Conclusion and recommendations
The Ishan cotton was not primarily cultivated as export crops in the pre-colonial economy despite that the agricultural structure in Esan was not production for use, per se. The fundamental distortions of the character of social reproduction and alteration of the essence of Ishan cotton, therefore, conjugated with the non-improvement of the pre-capitalist production relations during colonialism and the poor technological base that stifled the possibility of deeper socialisation of labour. This confirms similar findings in Togo where
the colonial state was unable to capture or recast the African agricultural productive process, and hence no significant transformation of technology or relations of production occurred, nor any demonstrable reinvestment of financial benefits regarding cotton. (Maier 1995: 73)

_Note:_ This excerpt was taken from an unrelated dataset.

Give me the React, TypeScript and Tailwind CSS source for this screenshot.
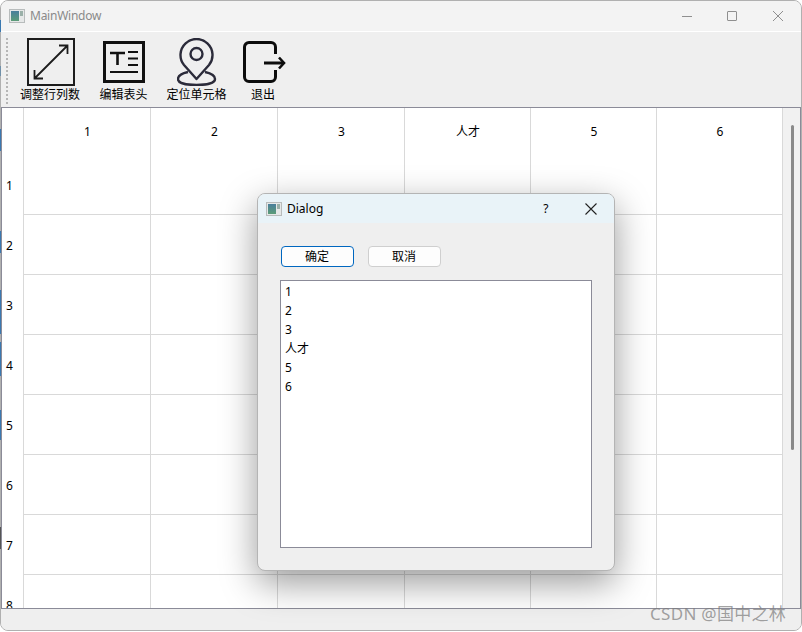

In other words, the inherent productivity value of Ishan cotton cloth industry in the petty commodity formation had good prospects for the economic transformation of the local environment vis-à-vis similar conditions in the northern hemisphere in which the introduction of technology and reform of relations of production enabled textile production to accelerate the industrial revolution. In short, the non-improvement of the pre-colonial mode of production was incongruent with the trajectory and logical models of progressive capitalism within the contemplation of sustainable agricultural development. As a result of the non-development and modernisation of the pre-colonial economic structures, Ishan cotton is now largely grown outside of its original habitat. The result of the series of experiments with the white species in the 19th century through the 20th century enabled the propagation of the improved Ishan cotton in other parts of southern provinces of Nigeria to replace the American lint that failed in northern Nigeria (Garba 1989). It is reasonable to infer that the absence of vigorous propagation and application of technological innovation in the Ishan cotton production underdeveloped the autochthonous base and exerted negative impact in the original habitat. Therefore, we can safely draw the deduction that the effective denial of the good prospects reaped with Ishan cotton transplanted elsewhere had impact upon and largely accountable for the lack of economic takeoff in Esan, based on the cotton production.
This is supported by Headrick (2012) on the impact of technological innovation in similar production contexts to clarify the motive forces of the later regime of colonial economic advancement. Contextually, it is also safe to deduce that the absence of technological application in production fluently argues that technology is not an ideology neuter; it serves a definitive purpose of advantage to its historical possessor. Despite the inherent utilitarian value of technology, it is still not open to unfettered adaptation by borrowers to reorganise their economies for social independence. The failure to leverage Ishan cotton to advance the economy of the original habitat could amply also demonstrate that technology is not transferred or made available for deployment towards independent economic ends.
In the final analysis, the necessary condition for overcoming drawbacks to rapid development in developing countries such as Nigeria requires the benchmarking of the inherited pre-colonial models rather than the characteristic perpetuation of the colonial patterns of production. This is partly to restate the cri de coeur that the socio-economic development of countries such as Nigeria is amenable to enhancement with the development of cash crops such as cotton for backward integration to animate the spirit of local enterprise (Anjorin 1980: 127). It is indeed in this context that the Ishan cotton still plays both functional and class roles. Although, the ritual essence associated with the indigenous cotton cloth may have declined but that fact has not affected its social and class import. Hence, it remains a thriving means of income generation for the women still engaged in it. For instance, in contemporary social functions, the native cloth products are regarded as symbols of high cultural taste. It is in this profoundly fulfilling ritualistic sense that the native cloth is relatively more expensive that mass produced textile materials. Indeed, such Ishan cotton products, such as the igbulu ododo worn by men during marriage ceremonies – father of bride and the prospective groom himself, and shawl and head-ties worn by women – mothers of the bride and groom, respectively – enable the native cloth products to still enjoy reasonable patronage. Among the prominent current producers of the native Ishan cotton cloth are assumedly self-sustaining local products-focused initiatives such as the Catholic Congregation of the Sisters of Sacred Heart in Atani, Uromi. Many other culturally centred indigenous female cloth producers in many parts of the Esan area also enjoy huge patronage of their products for social ritualistic purposes.
This goes to suggest that the prospects of endogenous development strategies are not in the perfunctory theorisation of the development conundrum as useful modernisation templates seem to advise the development of the sustainable, inherited pre-capitalist economic structures. They may still be in micro, undeveloped state but with requisite efforts could be developed to eventually serve large-scale economic production purposes. In other words, the characteristics of indigenous, pre-capitalist economies, although multifaceted, still harbour definite possibilities to leverage for competitive advantage. Accordingly, it is worthwhile to learn valuable lessons of the strong comparative advantages of the pre-colonial past to mediate extant economic policies so that development may become about people. This is the experiential and more rational development framework advised by the story of Ishan cotton production.